Muriel Pic - Affranchissements, éditions Seuil

« Que d’autres se vantent des pages qu’ils ont écrites ; moi je suis fier de celles que j’ai lues. »

 Jorge Luis Borges

Cette phrase de Jorge Luis Borges, nous la mettons au cœur de notre action comme fer de lance pour renouveler, en la déployant dans toute sa vitalité, la vingt-troisième édition du Prix Wepler-Fondation La Poste.

Comme chaque année, le jury a été renouvelé et il est constitué, selon notre cahier des charges, de libraires associés, de critiques et de fins lecteurs dont une détenue du centre pénitentiaire de Rennes.

Grâce à la Fondation La Poste, ce Prix est doté d’une somme de 10 000 euros et de 3 000 euros pour la mention spéciale qui récompense l’excès, l’audace, la marge et l’érudition.

En ces 23 ans, nous souhaitons plus que jamais, et surtout aujourd’hui, offrir à des auteurs contemporains une renaissance dans une époque quelque peu obstruée… N’est-il pas d’autant plus intéressant de tenter encore ensemble l’impossible ?
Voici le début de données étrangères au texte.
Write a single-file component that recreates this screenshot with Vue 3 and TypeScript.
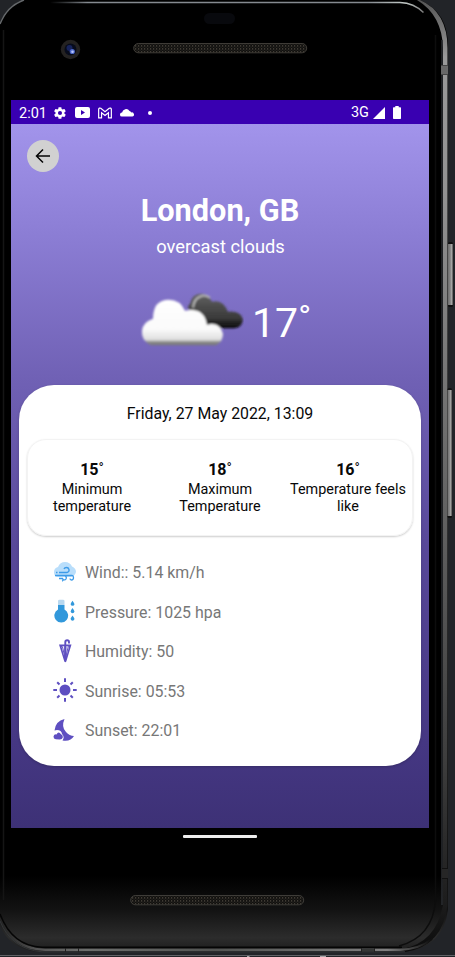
<script setup lang="ts">
interface Temp { value: number; label: string }
interface Detail { icon: 'wind' | 'pressure' | 'humidity' | 'sunrise' | 'sunset'; text: string }

const temps: Temp[] = [
  { value: 15, label: 'Minimum temperature' },
  { value: 18, label: 'Maximum Temperature' },
  { value: 16, label: 'Temperature feels like' },
]
const details: Detail[] = [
  { icon: 'wind', text: 'Wind:: 5.14 km/h' },
  { icon: 'pressure', text: 'Pressure: 1025 hpa' },
  { icon: 'humidity', text: 'Humidity: 50' },
  { icon: 'sunrise', text: 'Sunrise: 05:53' },
  { icon: 'sunset', text: 'Sunset: 22:01' },
]
</script>

<template>
  <div class="device">
    <svg class="frame" width="455" height="957" viewBox="0 0 455 957" aria-hidden="true">
      <defs>
        <linearGradient id="body" x1="0" y1="0" x2="0" y2="1">
          <stop offset="0" stop-color="#000" />
          <stop offset=".92" stop-color="#000" />
          <stop offset=".955" stop-color="#121212" />
          <stop offset=".985" stop-color="#2c2c2c" />
          <stop offset="1" stop-color="#1c1c1c" />
        </linearGradient>
        <linearGradient id="rail" x1="0" y1="0" x2="0" y2="1">
          <stop offset="0" stop-color="#555" />
          <stop offset=".06" stop-color="#999" />
          <stop offset=".2" stop-color="#929292" />
          <stop offset=".35" stop-color="#7c7c7c" />
          <stop offset=".55" stop-color="#606060" />
          <stop offset=".8" stop-color="#3d3d3d" />
          <stop offset=".95" stop-color="#1c1c1c" />
          <stop offset="1" stop-color="#0b0b0b" />
        </linearGradient>
        <linearGradient id="key" x1="0" y1="0" x2="1" y2="0">
          <stop offset="0" stop-color="#6b6b6b" />
          <stop offset=".65" stop-color="#909090" />
          <stop offset="1" stop-color="#c8c8c5" />
        </linearGradient>
        <linearGradient id="topline" gradientUnits="userSpaceOnUse" x1="50" y1="0" x2="424" y2="0">
          <stop offset="0" stop-color="#777d83" stop-opacity="0" />
          <stop offset=".1" stop-color="#858a90" />
          <stop offset=".85" stop-color="#858a90" />
          <stop offset=".95" stop-color="#c3cac7" />
          <stop offset="1" stop-color="#777" />
        </linearGradient>
        <linearGradient id="bottomline" gradientUnits="userSpaceOnUse" x1="0" y1="0" x2="430" y2="0">
          <stop offset="0" stop-color="#222" />
          <stop offset=".09" stop-color="#555" />
          <stop offset=".2" stop-color="#6d6f6d" />
          <stop offset=".5" stop-color="#525452" />
          <stop offset=".9" stop-color="#808080" />
          <stop offset="1" stop-color="#111" />
        </linearGradient>
        <pattern id="mesh" width="3" height="3" patternUnits="userSpaceOnUse">
          <rect width="3" height="3" fill="#11100e" />
          <rect width="1.2" height="1.7" fill="#3f3b34" />
          <rect x="1.6" y="1.6" width="1" height="1.2" fill="#2a2824" />
        </pattern>
      </defs>
      <rect width="455" height="957" fill="#222428" />
      <path d="M0 22Q7 6 24 0H420Q448 12 448 46V910Q443 947 405 952H38Q10 949 0 926Z" fill="url(#body)" />
      <path d="M0 24Q7 6 24 0" fill="none" stroke="#65686b" stroke-width="1.500" />
      <path d="M50 2.500H400Q414 3 423.500 12.500" fill="none" stroke="url(#topline)" stroke-width="1.500" />
      <path d="M420 0Q447.500 12 447.500 48V905Q443 946 405 952L402 949Q436 943 443 905V48Q442 15 417 0Z" fill="url(#rail)" />
      <path d="M442 40V905" stroke="#2a2c30" stroke-width="1.500" />
      <path d="M435.500 35V900Q433 937 399 946" fill="none" stroke="#0d0d0d" stroke-width="1.500" />
      <path d="M3.500 30V900" fill="none" stroke="#151515" stroke-width="1.500" />
      <path d="M0 918Q12 949 45 949.800H400Q420 949 432 939" fill="none" stroke="url(#bottomline)" stroke-width="2.200" />
      <path d="M0 914Q12 946 42 947.300H402" fill="none" stroke="#050505" stroke-width="1.500" />
      <path d="M0 921Q11 949 42 951.800H405" fill="none" stroke="#333638" />
      <rect x="441" y="65" width="7" height="10" fill="#686868" />
      <path d="M441 65.500H448M441 74.500H448" stroke="#454545" />
      <rect x="442" y="868" width="6" height="10" fill="#262626" />
      <path d="M442 868.500H448M442 878.500H448" stroke="#111" />
      <path d="M65.500 948V952M78.500 948V952M361.500 948V952M374.500 948V952" stroke="#222" />
      <rect x="362" y="948.500" width="12" height="3" fill="#353736" />
      <rect x="448" y="242" width="5" height="65" rx="1.500" fill="#111" />
      <rect x="448" y="244" width="4.500" height="61" fill="url(#key)" />
      <rect x="447.500" y="388" width="4.500" height="130" rx="1.500" fill="#111" />
      <rect x="447.500" y="390" width="4" height="126" fill="url(#key)" />
      <path d="M0 955.500H455" stroke="#616266" />
      <path d="M247 956.500H249.500M320 956.500H326" stroke="#a8a8aa" />
      <rect x="204" y="13" width="31" height="11" rx="5.500" fill="#08090d" />
      <circle cx="70.500" cy="49.500" r="9.700" fill="#242221" />
      <circle cx="70.500" cy="49.500" r="6" fill="#070b1b" />
      <circle cx="69.500" cy="48" r="3" fill="#17235b" />
      <circle cx="72.300" cy="51.500" r="2.600" fill="#4c67c8" />
      <circle cx="72.500" cy="51.800" r="1.300" fill="#b8c7ff" />
      <rect x="133.700" y="43.500" width="173" height="9.300" rx="4.600" fill="url(#mesh)" stroke="#3e3b36" />
      <rect x="130.700" y="895.500" width="173" height="9.300" rx="4.600" fill="url(#mesh)" stroke="#3e3c38" />
    </svg>

    <main class="screen">
      <header class="status">
        <span class="clock">2:01</span>
        <svg class="gear" viewBox="0 0 24 24"><path fill="#fff" fill-rule="evenodd" d="M19.400 13a7.500 7.500 0 0 0 0-2l2.100-1.600c.2-.2.300-.5.100-.7l-2-3.500c-.1-.2-.4-.3-.6-.2l-2.500 1a7.700 7.700 0 0 0-1.700-1l-.4-2.600a.5.500 0 0 0-.5-.4h-4a.5.500 0 0 0-.5.400L9 5a8 8 0 0 0-1.700 1l-2.500-1a.5.500 0 0 0-.6.200l-2 3.500a.5.500 0 0 0 .1.700L4.500 11a7.500 7.500 0 0 0 0 2l-2.200 1.600a.5.500 0 0 0-.1.700l2 3.500c.1.200.4.300.6.200l2.500-1a8 8 0 0 0 1.700 1l.4 2.600c0 .2.200.4.500.4h4c.2 0 .5-.2.500-.4l.4-2.600a8 8 0 0 0 1.700-1l2.500 1c.2.100.5 0 .6-.2l2-3.500a.5.500 0 0 0-.1-.7ZM12 15.500a3.500 3.500 0 1 1 0-7 3.500 3.500 0 0 1 0 7Z" /></svg>
        <svg class="video" viewBox="0 0 15 11"><path fill="#fff" fill-rule="evenodd" d="M2 0H13Q15 0 15 2V9Q15 11 13 11H2Q0 11 0 9V2Q0 0 2 0ZM6 3V8L10 5.500Z" /></svg>
        <svg class="mail" viewBox="0 0 15 12"><path fill="none" stroke="#fff" stroke-width="1.250" d="M.7 11.200V2Q1.200.1 3 1L7.500 4.600 12 1Q13.800.1 14.300 2V11.200H11.200V5.700L7.500 8.600 3.800 5.700V11.200Z" /></svg>
        <svg class="mini-cloud" viewBox="0 0 14 9"><path fill="#fff" d="M1.800 8.500A1.800 1.800 0 0 1 2.100 4.600 4 4 0 0 1 9.500 3a3 3 0 0 1 1.800 1.500A2 2 0 0 1 12.500 8.500Z" /></svg>
        <i class="dot"></i>
        <span class="network">3G</span>
        <svg class="signal" viewBox="0 0 12 12"><path fill="#fff" d="M0 12H12V0Z" /></svg>
        <svg class="battery" viewBox="0 0 8 13"><path fill="#fff" d="M2.300 0H5.700V1.300H7.300Q8 1.300 8 2V12.300Q8 13 7.300 13H.7Q0 13 0 12.300V2Q0 1.300.7 1.300H2.300Z" /></svg>
      </header>

      <section class="weather">
        <button class="back" aria-label="Back"><svg viewBox="0 0 16 16"><path d="M15 8H1.500M8 1.500 1.500 8 8 14.500" fill="none" stroke="#050505" stroke-width="1.500" /></svg></button>
        <h1>London, GB</h1>
        <p class="sky">overcast clouds</p>
        <div class="now">
          <svg class="clouds" width="104" height="56" viewBox="0 0 104 56" aria-hidden="true">
            <defs>
              <linearGradient id="dark" x1="0" y1="0" x2="0" y2="1"><stop stop-color="#646464" /><stop offset=".3" stop-color="#505050" /><stop offset=".7" stop-color="#3a3a3a" /><stop offset="1" stop-color="#090909" /></linearGradient>
              <linearGradient id="light" x1="0" y1="0" x2="0" y2="1"><stop stop-color="#fff" /><stop offset=".65" stop-color="#fafafa" /><stop offset=".88" stop-color="#dedede" /><stop offset=".93" stop-color="#898989" /><stop offset="1" stop-color="#777" /></linearGradient>
              <filter id="soft" x="-5%" y="-5%" width="110%" height="110%"><feGaussianBlur stdDeviation=".8" /></filter>
            </defs>
            <g filter="url(#soft)" transform="translate(0 .7)">
              <path fill="url(#dark)" d="M61 24Q43 18 50 12Q52 2 61 2Q68 2 72 10Q83 7 88 20Q101 19 103 28Q102 36 94 36.500H63Z" />
              <path fill="none" stroke="#b5b5b5" stroke-width="2" d="M53 16Q54 7 60 5Q65 2 70 6" />
              <path fill="url(#light)" d="M11 53.500Q1 49 2 39Q3 30 13 27Q13 8 29 8Q40 8 45 19Q64 15 67 33Q80 30 83 42Q83 50 76 53.500Z" />
            </g>
          </svg>
          <span class="degree">17˚</span>
        </div>

        <article class="card">
          <time>Friday, 27 May 2022, 13:09</time>
          <div class="temps">
            <div v-for="temp in temps" :key="temp.value" class="temp">
              <strong>{{ temp.value }}˚</strong>
              <p>{{ temp.label }}</p>
            </div>
          </div>
          <ul class="details">
            <li v-for="item in details" :key="item.icon">
              <svg viewBox="0 0 24 24" aria-hidden="true">
                <g v-if="item.icon === 'wind'">
                  <path fill="#b9defb" d="M5 17Q1 17 1 12Q1 8 5 7Q7 2 12 2Q17 2 19 6.500Q23 8 23 12Q22 16 18 17Z" />
                  <path fill="none" stroke="#3d9be8" stroke-width="1.300" d="M6 12.500H14Q16.500 12 16 9.500Q15.500 7.500 13.500 7.500Q11.500 7.500 11 9M2 15.500H19Q20.500 15.500 20.500 17.500Q20.500 20 18.500 20Q17 20 17 18.500M12 15.500Q14 17 13 19Q12 20.500 10 19.500M3 12.500H4.500M6 18.500H9.500Q11 20.500 9 21" />
                </g>
                <g v-else-if="item.icon === 'pressure'">
                  <path fill="#b9d8ef" d="M5 6V2Q5 .8 6.500.8H10Q11.500.8 11.500 2V6Z" />
                  <path fill="#3298db" d="M5 6H11.500V10.500A6.900 6.900 0 1 1 5 10.500Z" />
                  <path fill="#3298db" d="M19.500 1.700Q17.400 4.500 17.600 5.300A2 2 0 0 0 21.500 5.300Q21.500 4.500 19.500 1.700ZM19.500 9Q17.400 11.800 17.600 12.600A2 2 0 0 0 21.500 12.600Q21.500 11.800 19.500 9ZM19.500 16.500Q17.400 19.300 17.600 20.100A2 2 0 0 0 21.500 20.100Q21.500 19.300 19.500 16.500Z" />
                </g>
                <g v-else-if="item.icon === 'humidity'" fill="none" stroke="#5e4fc1" stroke-width="1.900">
                  <path d="M16 4.500V3Q16 1.200 14.200 1.200Q12.300 1.200 12.300 3V20" />
                  <path fill="#5e4fc1" fill-rule="evenodd" stroke="none" d="M6 5.500H18.500L13.300 22.500Q12.300 24 11.300 22.500ZM8.600 8 11.300 17.500V7ZM13.300 7V17.500L16 8Z" />
                  <path stroke-width="1" d="M9.500 8 12.300 20 15.200 8" />
                </g>
                <g v-else-if="item.icon === 'sunrise'" fill="#5e4fc1" stroke="#5e4fc1" stroke-width="2">
                  <circle cx="12" cy="12" r="5.500" stroke="none" />
                  <path d="M12 .3V4M12 20V23.700M.3 12H4M20 12H23.700M4.200 4.200 6.500 6.500M17.500 17.500 19.800 19.800M4.200 19.800 6.500 17.500M17.500 6.500 19.800 4.200" />
                </g>
                <g v-else fill="#5e4fc1">
                  <path d="M11.500 1Q8 9 13 14Q16.500 18 21 18Q17.500 24 9.500 22.500Q12 19 9 16Q8.500 12 4 12L1.500 12.500Q2.500 3 11.500 1Z" />
                  <path d="M2.800 21.300Q.4 21 .5 18.500Q1 16 3.500 16.400Q5.500 12.500 8 16.200Q10.300 17 9.800 19.500Q9 21.700 6.500 21.500Z" />
                </g>
              </svg>
              <span>{{ item.text }}</span>
            </li>
          </ul>
        </article>
      </section>
    </main>
    <div class="home"></div>
  </div>
</template>

<style>
body { margin: 0; background: #222428; }
</style>

<style scoped>
* { box-sizing: border-box; }
.device { position: relative; width: 455px; height: 957px; overflow: hidden; padding: 100px 26px 0 11px; font-family: Roboto, sans-serif; isolation: isolate; }
.frame { position: absolute; inset: 0; z-index: -1; }
.screen { width: 418px; height: 728px; }
.status { display: flex; align-items: center; height: 24px; padding: 1px 28.500px 0 8px; background: #3900b1; color: #fff; font-size: 14.5px; }
.clock { width: 28px; margin-right: 6px; padding-top: 1px; white-space: nowrap; }
.status svg { display: block; flex: none; }
.gear { width: 14px; height: 14px; margin-right: 8px; }
.video { width: 15px; height: 11px; margin-right: 8px; }
.mail { width: 14px; height: 12px; margin-right: 8px; }
.mini-cloud { width: 14px; height: 9px; }
.dot { width: 4px; height: 4px; margin-left: 13.500px; border-radius: 50%; background: #fff; }
.network { margin-left: auto; margin-right: 4px; }
.signal { width: 12px; height: 12px; margin-right: 7.500px; }
.battery { width: 8px; height: 13px; }
.weather { height: 704px; padding: 16px 8px 0; background: linear-gradient(#a294eb 0, #8b7dd4 16%, #7061b5 36%, #584899 60%, #453783 88%, #3d3176 100%); text-align: center; }
.back { display: grid; place-items: center; width: 32px; height: 32px; margin-left: 8px; padding: 0; border: 0; border-radius: 50%; background: #d1d1d1; }
.back svg { display: block; width: 16px; height: 16px; }
h1 { margin: 20px 0 0; color: #fff; font-size: 30.700px; line-height: 38px; font-weight: 700; }
.sky { margin: 5px 0 0; padding-left: 1px; color: #fff; font-size: 18.300px; line-height: 24px; }
.now { display: flex; height: 60px; margin-top: 32px; padding-left: 121px; color: #fff; text-align: left; }
.degree { margin-left: 8px; font-size: 41px; line-height: 65px; }
.card { height: 381px; margin-top: 34px; padding: 18px 8px 0; border-radius: 35px; background: #fff; box-shadow: 0 1px 3px #0003; color: #080808; }
.card time { display: block; height: 22px; font-size: 15.850px; line-height: 22px; }
.temps { display: grid; grid-template-columns: repeat(3, 1fr); height: 97px; margin-top: 14px; padding-top: 20px; border: 1px solid #f3f3f3; border-radius: 19px; box-shadow: 0 1px 2px #0003; }
.temp strong { display: block; font-size: 16px; line-height: 19px; }
.temp p { margin: 2px 0 0; padding: 0 4px; font-size: 14.400px; line-height: 17px; }
.details { display: flex; flex-direction: column; margin: 16px 0 0; padding: 0 0 0 26px; list-style: none; color: #777; text-align: left; }
.details li { display: flex; align-items: center; height: 39.500px; gap: 8px; font-size: 15.900px; }
.details span { padding-top: 2px; }
.details svg { display: block; width: 24px; height: 24px; }
.home { width: 74px; height: 3px; margin: 7px 0 0 172px; border-radius: 1px; background: #eee; }
</style>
D’ores et déjà, vous pouvez noter la date de remise du Prix Wepler-Fondation La Poste, que nous remettrons.

Les Discours

Gregory Le Floch

J’ignore si vous saviez que nous avions tous, vous comme moi, en tant que mammifère, quelque part, situé au fond du nez et plus précisément dans les fosses nasales, un organe en forme de tube et de la taille d’un petit pois coupé en deux, que l’on appelle l’organe de Jacobson.
Chez les autres mammifères, cet organe fonctionne à plein régime et permet de capter à plusieurs kilomètres de distance des messages sous la forme de phéromones envoyés par d’autres mammifères. Mais notre organe de Jacobson à nous, êtres humains, ne fonctionne plus depuis longtemps. Selon les scientifiques, il serait atrophié et resterait là, en boule dans notre nez, comme un reliquat gênant de l’évolution. Je ne peux que vous engager à chercher dans un livre un peu spécialisé des photos de dissection exposant cet organe à la lumière du jour. Il n’y a rien de plus émouvant que de trouver au fond de nous un contemporain, aussi petit soit-il, des mammouths.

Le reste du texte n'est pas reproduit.